September 25, 2017
September 25, 2017
When you decide to buy a house, the most important thing is going to be your credit score.
The lender is taking on most of the risk with this transaction. The lender fronts the money for your home purchase, and you make payments (with interest).
One of the concerns the lender has is the fact that you could possibly default. Your credit score is your financial reputation. A higher credit score means that you’ve handled credit in the past, making on-time payments and not defaulting.
On the other hand, a low score might mean you’ve had slip-ups in the past. You could be vulnerable to falling back into that pattern. To avoid that risk, a lender might decide to pass you over for a mortgage. If you do get a mortgage, you have to pay a higher interest rate to make up for the risk.
If you want a lower interest rate, you usually need a credit score of at least 720. Some experts say that you should have a 740 to qualify for the best possible rate. Excellent credit means that you have more flexibility in your terms and that you can save tens of thousands of dollars over the life of your loan.
You can still usually get a decent interest rate if you have a credit score between 680 and 720, but you probably won’t be able to get the best possible rate.
Once you get below 680, the interest rates you qualify for continue to climb. In fact, once your credit score is below 620, you will have a hard time getting most conventional mortgages. That is the lowest score that many lenders will accept.
However, it is possible to get an FHA loan with a score as low as 500.
Why would lenders take a risk on someone with a 500 credit score? Well, with an FHA loan, the government is providing the backing. You pay extra in the form of a mortgage insurance premium, and the government takes on some of the risks so the lender is willing to provide the funds.
If you have a 500, though, be prepared to pay a higher down payment. You need to put at least 10% down to qualify. If your score is better, at least 580, you can qualify for a 3.5% down payment. For many homebuyers, that is a much more affordable down payment.
So, with a credit score of 580, you can qualify for a mortgage with a low down payment backed by the FHA. However, when you go this route, you have other costs, including a higher interest rate and the mortgage insurance premiums. But if you really want to get into a home, it’s one way to make it happen.

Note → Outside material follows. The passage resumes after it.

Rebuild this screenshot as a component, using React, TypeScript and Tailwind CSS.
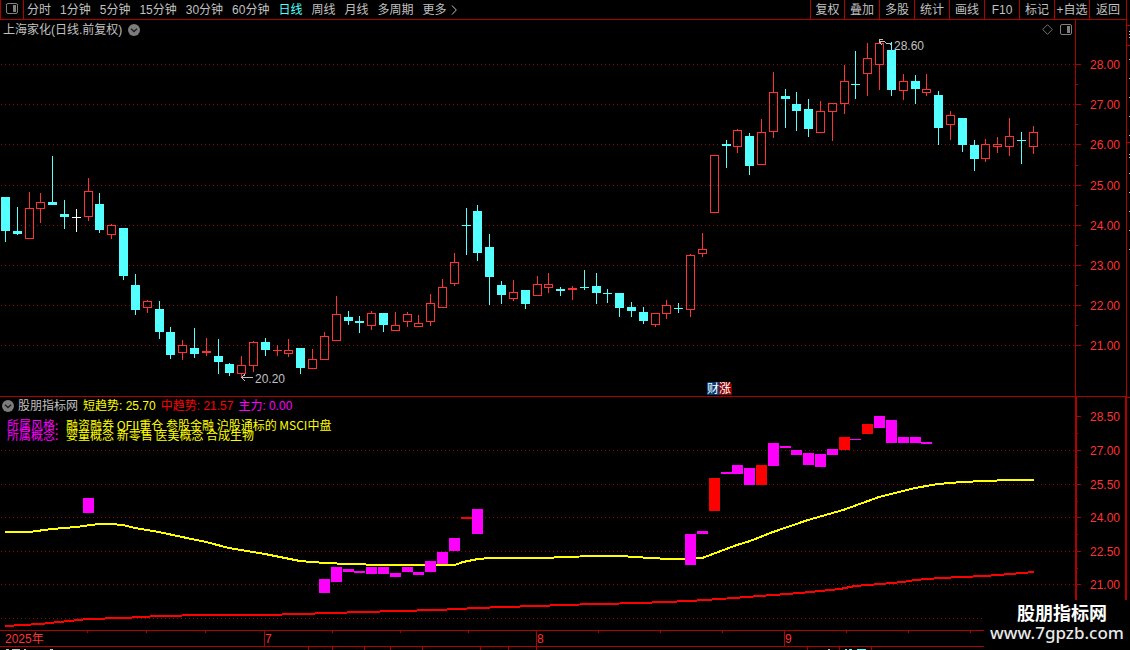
import { useState } from "react";

type Kind = "up" | "down" | "flat";
// x, body top, body bottom, wick top, wick bottom, kind
type Candle = [number, number, number, number, number, Kind];

const CANDLES: Candle[] = [
  [5, 197, 231, 197, 242, "down"],
  [17, 231, 234, 207, 235, "down"],
  [29, 208, 239, 192, 239, "up"],
  [40, 202, 209, 193, 223, "up"],
  [52, 202, 205, 156, 205, "down"],
  [64, 214, 217, 200, 229, "down"],
  [76, 217, 218, 209, 232, "flat"],
  [88, 191, 217, 178, 221, "up"],
  [99, 204, 230, 193, 233, "down"],
  [111, 225, 235, 224, 239, "up"],
  [123, 228, 276, 228, 280, "down"],
  [135, 285, 310, 274, 315, "down"],
  [147, 301, 308, 300, 313, "up"],
  [159, 309, 332, 301, 339, "down"],
  [170, 332, 355, 327, 359, "down"],
  [182, 345, 353, 340, 360, "up"],
  [194, 348, 354, 328, 358, "down"],
  [206, 351, 353, 338, 356, "up"],
  [218, 356, 362, 339, 374, "down"],
  [229, 364, 373, 363, 376, "down"],
  [241, 365, 374, 356, 377, "up"],
  [253, 342, 366, 341, 372, "up"],
  [265, 342, 350, 338, 356, "down"],
  [277, 350, 351, 345, 356, "up"],
  [288, 350, 354, 339, 357, "up"],
  [300, 348, 368, 348, 374, "down"],
  [312, 359, 369, 349, 369, "up"],
  [324, 336, 360, 332, 360, "up"],
  [336, 314, 341, 296, 341, "up"],
  [348, 317, 321, 311, 325, "down"],
  [359, 321, 323, 316, 333, "down"],
  [371, 313, 326, 311, 330, "up"],
  [383, 313, 325, 313, 332, "down"],
  [395, 325, 331, 312, 331, "up"],
  [407, 314, 322, 312, 327, "up"],
  [418, 323, 327, 315, 327, "up"],
  [430, 303, 322, 294, 326, "up"],
  [442, 287, 308, 279, 308, "up"],
  [454, 262, 284, 253, 286, "up"],
  [466, 225, 226, 208, 255, "down"],
  [477, 211, 253, 205, 261, "down"],
  [489, 247, 277, 234, 305, "down"],
  [501, 285, 295, 281, 304, "down"],
  [513, 292, 299, 280, 301, "up"],
  [525, 290, 304, 290, 309, "down"],
  [537, 284, 296, 276, 296, "up"],
  [548, 284, 288, 273, 293, "up"],
  [560, 289, 291, 287, 296, "down"],
  [572, 288, 290, 286, 300, "up"],
  [584, 287, 288, 270, 290, "down"],
  [596, 286, 293, 273, 304, "down"],
  [607, 293, 294, 289, 303, "down"],
  [619, 293, 308, 293, 317, "down"],
  [631, 307, 311, 302, 317, "down"],
  [643, 312, 321, 307, 324, "down"],
  [655, 313, 325, 313, 327, "up"],
  [666, 305, 314, 300, 319, "up"],
  [678, 308, 309, 303, 313, "down"],
  [690, 255, 310, 254, 317, "up"],
  [702, 249, 254, 233, 257, "up"],
  [714, 155, 213, 155, 213, "up"],
  [726, 144, 146, 140, 168, "down"],
  [737, 130, 147, 129, 153, "up"],
  [749, 136, 166, 133, 175, "down"],
  [761, 132, 165, 119, 165, "up"],
  [773, 92, 132, 72, 138, "up"],
  [785, 96, 99, 89, 128, "down"],
  [796, 104, 111, 92, 131, "down"],
  [808, 109, 129, 99, 137, "down"],
  [820, 111, 133, 101, 133, "up"],
  [832, 103, 112, 103, 141, "up"],
  [844, 81, 104, 65, 114, "up"],
  [855, 84, 85, 51, 99, "down"],
  [867, 58, 74, 43, 96, "up"],
  [879, 43, 65, 43, 90, "up"],
  [891, 50, 90, 42, 96, "down"],
  [903, 81, 91, 74, 100, "up"],
  [915, 81, 89, 75, 104, "down"],
  [926, 89, 93, 74, 96, "up"],
  [938, 95, 128, 91, 145, "down"],
  [950, 115, 125, 111, 140, "up"],
  [962, 118, 145, 118, 152, "down"],
  [974, 145, 159, 140, 171, "down"],
  [985, 144, 159, 139, 162, "up"],
  [997, 144, 147, 137, 153, "up"],
  [1009, 136, 147, 118, 156, "up"],
  [1021, 140, 141, 132, 164, "down"],
  [1033, 132, 147, 126, 154, "up"],
];

// x, top, bottom, strong
const BARS: [number, number, number, boolean?][] = [
  [83, 498, 513],
  [319, 579, 593],
  [331, 567, 582],
  [343, 569, 572],
  [354, 571, 573],
  [366, 567, 574],
  [378, 567, 574],
  [390, 573, 577],
  [402, 567, 572],
  [413, 572, 575],
  [425, 561, 572],
  [437, 552, 564],
  [449, 538, 551],
  [461, 517, 519, true],
  [472, 509, 534],
  [685, 534, 565],
  [697, 531, 534],
  [709, 478, 511, true],
  [721, 472, 474],
  [732, 465, 474],
  [744, 468, 485],
  [756, 465, 485, true],
  [768, 443, 466],
  [780, 446, 448],
  [791, 450, 455],
  [803, 453, 465],
  [815, 454, 467],
  [827, 449, 455],
  [839, 437, 450, true],
  [850, 439, 440],
  [862, 424, 434, true],
  [874, 416, 428],
  [886, 420, 443],
  [898, 437, 443],
  [910, 437, 443],
  [921, 442, 444],
];

const SHORT_TREND =
  "5,532 29,532 52,529 76,527 99,524 111,524 123,525 135,528 159,532 182,537 206,542 229,548 265,554 300,561 312,562 325,563 349,564 383,565 455,565 463,562 478,559 490,558 548,558 560,557 600,556 620,556 650,558 670,559 690,559 702,558 737,545 750,541 773,532 808,520 843,510 868,501 879,497 903,491 915,488 938,484 962,482 985,481 1009,480 1034,480";
const MID_TREND =
  "5,626 40,624 88,619 123,618 159,616 206,615 265,615 300,614 330,613 365,612 395,611 440,610 455,609 480,608 500,607 540,606 560,605 600,604 640,603 690,601 720,599 773,595 800,593 840,589 855,586 880,584 903,582 915,580 940,578 962,577 985,576 1010,574 1034,572";

const PRICE_TICKS: [string, number][] = [
  ["28.00", 64],
  ["27.00", 104],
  ["26.00", 144],
  ["25.00", 185],
  ["24.00", 225],
  ["23.00", 265],
  ["22.00", 305],
  ["21.00", 345],
];
const PRICE_MINOR = [84, 124, 165, 205, 245, 285, 325];

const TREND_TICKS: [string, number][] = [
  ["28.50", 416],
  ["27.00", 450],
  ["25.50", 484],
  ["24.00", 517],
  ["22.50", 551],
  ["21.00", 584],
];
const TREND_GRID = [450, 484, 517, 551, 584, 618];
const TREND_MINOR = [433, 467, 501, 534, 568, 601];

const PERIODS = [
  "分时",
  "1分钟",
  "5分钟",
  "15分钟",
  "30分钟",
  "60分钟",
  "日线",
  "周线",
  "月线",
  "多周期",
];
const TOOLS = ["复权", "叠加", "多股", "统计", "画线", "F10", "标记", "+自选", "返回"];

const COLORS: Record<Kind, string> = {
  up: "#ff3232",
  down: "#54ffff",
  flat: "#ffffff",
};

function PanelIcon() {
  return (
    <svg className="h-[11px] w-3" viewBox="0 0 12 11" fill="none">
      <rect x="0.5" y="0.5" width="11" height="10" rx="1.5" stroke="#808080" />
      <rect x="7" y="2" width="3" height="7" fill="#808080" />
    </svg>
  );
}

function ChevronBadge() {
  return (
    <svg className="size-3" viewBox="0 0 12 12" fill="none">
      <circle cx="6" cy="6" r="6" fill="#7c7c7c" />
      <path d="M3 4.8L6 7.6L9 4.8" stroke="#1c1c1c" strokeWidth="1.3" />
    </svg>
  );
}

function Grid({ rows }: { rows: number[] }) {
  return (
    <>
      {rows.map((y) => (
        <line
          key={y}
          x1="1"
          x2="1075"
          y1={y + 0.5}
          y2={y + 0.5}
          stroke="#8e0a0a"
          strokeDasharray="1 3"
        />
      ))}
    </>
  );
}

function Axis({ ticks, minor }: { ticks: [string, number][]; minor: number[] }) {
  return (
    <>
      {minor.map((y) => (
        <rect key={y} x="1076" y={y} width="2" height="1" fill="#b00000" />
      ))}
      {ticks.map(([label, y]) => (
        <g key={label}>
          <rect x="1076" y={y} width="5" height="1" fill="#b00000" />
          <text x="1090" y={y + 5} fill="#ff3232">
            {label}
          </text>
        </g>
      ))}
    </>
  );
}

function CandleShape({ candle }: { candle: Candle }) {
  const [x, top, bottom, high, low, kind] = candle;
  const color = COLORS[kind];
  const hollow = kind === "up" && bottom - top > 2;
  return (
    <g fill={color}>
      {high < top && <rect x={x} y={high} width="1" height={top - high} />}
      {low > bottom && <rect x={x} y={bottom} width="1" height={low - bottom} />}
      {hollow ? (
        <rect
          x={x - 3.5}
          y={top + 0.5}
          width="8"
          height={bottom - top - 1}
          fill="none"
          stroke={color}
        />
      ) : (
        <rect x={x - 4} y={top} width="9" height={bottom - top} />
      )}
    </g>
  );
}

function PriceChart() {
  return (
    <svg
      className="block h-auto w-full text-xs"
      viewBox="0 20 1126 376"
      shapeRendering="crispEdges"
      role="img"
      aria-label="上海家化 日线"
    >
      <Grid rows={PRICE_TICKS.map(([, y]) => y)} />
      <rect x="1075" y="20" width="1" height="376" fill="#b00000" />
      <Axis ticks={PRICE_TICKS} minor={PRICE_MINOR} />
      {CANDLES.map((c) => (
        <CandleShape key={c[0]} candle={c} />
      ))}
      <g fill="none" stroke="#c0c0c0">
        <path d="M883 39.5H880L879.5 42L882 45M880 41.5H884L887 43.5H890L892 45" />
        <path d="M253 377.5H241M245 374.5L241.5 377.5L245 381" />
      </g>
      <g fill="#c0c0c0">
        <text x="894" y="50">
          28.60
        </text>
        <text x="255" y="383">
          20.20
        </text>
      </g>
      <rect x="707" y="382" width="12" height="13" fill="#003c74" />
      <path d="M719 382H729L732 385V395H719Z" fill="#8c0000" />
      <text x="707" y="393" fill="#ffffff">
        财涨
      </text>
    </svg>
  );
}

function TrendChart() {
  return (
    <svg
      className="block h-auto w-full text-xs"
      viewBox="0 397 1126 233"
      shapeRendering="crispEdges"
      role="img"
      aria-label="股朋指标网"
    >
      <Grid rows={TREND_GRID} />
      <rect x="1075" y="397" width="2" height="233" fill="#b00000" />
      <rect x="1125" y="397" width="1" height="233" fill="#b00000" />
      <Axis ticks={TREND_TICKS} minor={TREND_MINOR} />
      <g fill="none" strokeWidth="2">
        <polyline points={SHORT_TREND} stroke="#ffff00" />
        <polyline points={MID_TREND} stroke="#ff0000" />
      </g>
      {BARS.map(([x, top, bottom, strong]) => (
        <rect
          key={x}
          x={x}
          y={top}
          width="11"
          height={bottom - top}
          fill={strong ? "#ff0000" : "#ff00ff"}
        />
      ))}
    </svg>
  );
}

function TimeAxis() {
  const minor = [87, 146, 205, 332, 400, 468, 598, 660, 722, 846, 908, 970];
  const months: [string, number][] = [
    ["7", 264],
    ["8", 536],
    ["9", 784],
  ];
  const lower = [308, 332, 364, 390, 422, 480, 508, 536, 807, 839, 871];
  return (
    <svg
      className="block h-auto w-full overflow-visible text-xs"
      viewBox="0 631 1126 19"
      shapeRendering="crispEdges"
    >
      <g fill="#b00000">
        {minor.map((x) => (
          <rect key={x} x={x} y="631" width="1" height="2" />
        ))}
        {months.map(([, x]) => (
          <rect key={x} x={x} y="631" width="1" height="15" />
        ))}
        <rect x="0" y="646" width="1126" height="1" />
        {lower.map((x) => (
          <rect key={x} x={x} y="647" width="1" height="3" />
        ))}
      </g>
      <g fill="#ff3232">
        <text x="5" y="643">
          2025年
        </text>
        {months.map(([label, x]) => (
          <text key={label} x={x + 1} y="643">
            {label}
          </text>
        ))}
      </g>
      <g fill="#c0c0c0">
        <path d="M6 649h3v1h-3zM12 649h8v1h-8zM24 649h2v1h-2zM50 649h3v1h-3zM828 649h2v1h-2z" />
        <path d="M845 649h2v1h-2zM849 649h3v1h-3zM857 649h9v1h-9z" fill="#54ffff" />
      </g>
    </svg>
  );
}

// Sliver of the neighbouring quote panel.
function SideEdge() {
  const rows = [31, 34, 37, 59, 78, 97, 116, 135, 154, 157, 173, 192, 211, 230, 249];
  return (
    <svg className="block h-full w-[3px]" shapeRendering="crispEdges">
      <g fill="#b00000">
        <rect y="25" width="3" height="1" />
        <rect y="45" width="3" height="1" />
        <rect y="142" width="3" height="1" />
        <rect y="397" width="3" height="1" />
      </g>
      {rows.map((y) => (
        <rect key={y} x="2" y={y} width="1" height="1" fill="#c0c0c0" />
      ))}
    </svg>
  );
}

export default function App() {
  const [period, setPeriod] = useState("日线");

  return (
    <div className="flex min-h-screen w-full overflow-hidden bg-black font-['Liberation_Sans','Noto_Sans_CJK_SC',sans-serif] text-xs text-[#c0c0c0]">
      <main className="min-w-0 flex-1">
        <header className="flex h-5 justify-between border-b border-[#b00000] whitespace-nowrap">
          <div className="flex">
            <button
              type="button"
              aria-label="侧栏"
              className="flex w-6 items-start justify-center border-x border-[#b00000] pt-[3px]"
            >
              <PanelIcon />
            </button>
            <nav className="ml-[3px] flex items-center gap-[9px]">
              {PERIODS.map((p) => (
                <button
                  key={p}
                  type="button"
                  onClick={() => setPeriod(p)}
                  className={p === period ? "text-[#54ffff]" : "hover:text-white"}
                >
                  {p}
                </button>
              ))}
              <button type="button" className="flex items-center gap-1">
                更多
                <svg className="h-2.5 w-1.5" viewBox="0 0 6 10" fill="none">
                  <path d="M1 0.5L5.3 5L1 9.5" stroke="#c0c0c0" />
                </svg>
              </button>
            </nav>
          </div>
          <div className="flex">
            {TOOLS.map((t) => (
              <button
                key={t}
                type="button"
                className="w-[35px] border-l border-[#b00000] first:w-[34px] last:w-[37px] hover:text-white"
              >
                {t}
              </button>
            ))}
          </div>
        </header>

        <section className="relative border-b border-[#b00000]">
          <PriceChart />
          <div className="absolute inset-x-0 top-0 flex h-[19px] items-center justify-between pr-[54px] pl-[3px]">
            <div className="flex items-center gap-1.5">
              <h1>上海家化(日线.前复权)</h1>
              <button type="button" aria-label="展开">
                <ChevronBadge />
              </button>
            </div>
            <div className="flex items-center gap-[7px]">
              <button type="button" aria-label="标注">
                <svg className="size-[11px]" viewBox="0 0 11 11" fill="none">
                  <path d="M5.5 0.7L10.3 5.5L5.5 10.3L0.7 5.5Z" stroke="#707070" />
                </svg>
              </button>
              <button type="button" aria-label="面板">
                <PanelIcon />
              </button>
            </div>
          </div>
        </section>

        <section className="relative border-b border-[#b00000]">
          <TrendChart />
          <div className="absolute top-0 left-0.5 whitespace-nowrap">
            <div className="flex h-[17px] items-center gap-[5px]">
              <div className="flex items-center gap-1">
                <button type="button" aria-label="展开指标">
                  <ChevronBadge />
                </button>
                <h2>股朋指标网</h2>
              </div>
              <span className="text-[#ffff00]">短趋势: 25.70</span>
              <span className="text-[#ff0000]">中趋势: 21.57</span>
              <span className="text-[#ff00ff]">主力: 0.00</span>
            </div>
            <dl className="mt-1.5 ml-[5px] grid grid-cols-[59px_auto] font-['Noto_Sans_CJK_SC',sans-serif] leading-[10px]">
              <dt className="text-[#ff00ff]">所属风格:</dt>
              <dd className="text-[#ffff00]">融资融券 QFII重仓 参股金融 沪股通标的 MSCI中盘</dd>
              <dt className="text-[#ff00ff]">所属概念:</dt>
              <dd className="text-[#ffff00]">婴童概念 新零售 医美概念 合成生物</dd>
            </dl>
          </div>
        </section>

        <TimeAxis />
      </main>

      <aside className="border-l border-[#b00000]">
        <SideEdge />
      </aside>

      <div className="absolute right-0 bottom-0 flex h-[50px] w-[146px] flex-col items-center bg-black pt-1 text-white">
        <span className="pl-2.5 text-lg leading-5 font-bold">股朋指标网</span>
        <span className="font-['Noto_Sans',sans-serif] text-[17px] leading-[18px] font-medium text-[#e8e8e8]">
          www.7gpzb.com
        </span>
      </div>
    </div>
  );
}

Once you get below 500 for a credit score, you can’t even get an FHA loan. However, there are some lenders that will still take a chance on you. If you go this route, though, be prepared to pay a steep price. Your interest rate will be very high, and you might be required to provide a down payment of at least 10%.
Another consideration is that you might not have a credit score at all. There are some people who are “credit invisible.” Maybe you haven’t used debt in the past, and that means there are limited records of your ability to handle credit. If that’s the case, your “thin file” might prevent you from getting a home mortgage loan.
In these cases, you can use an alternative credit agency. These credit agencies will look at your rent, insurance, and utility payments, and give you a grade. Partner lenders are willing to take a chance based on this grade and provide a mortgage. However, the interest rates are usually higher than you get with a more traditional loan, and you might need a bigger down payment.
You can get a mortgage with a fairly low credit score, but it comes with consequences. If you want to avoid paying higher interest rates and other costs, you might be better off waiting a couple of years until you can build up a good credit score.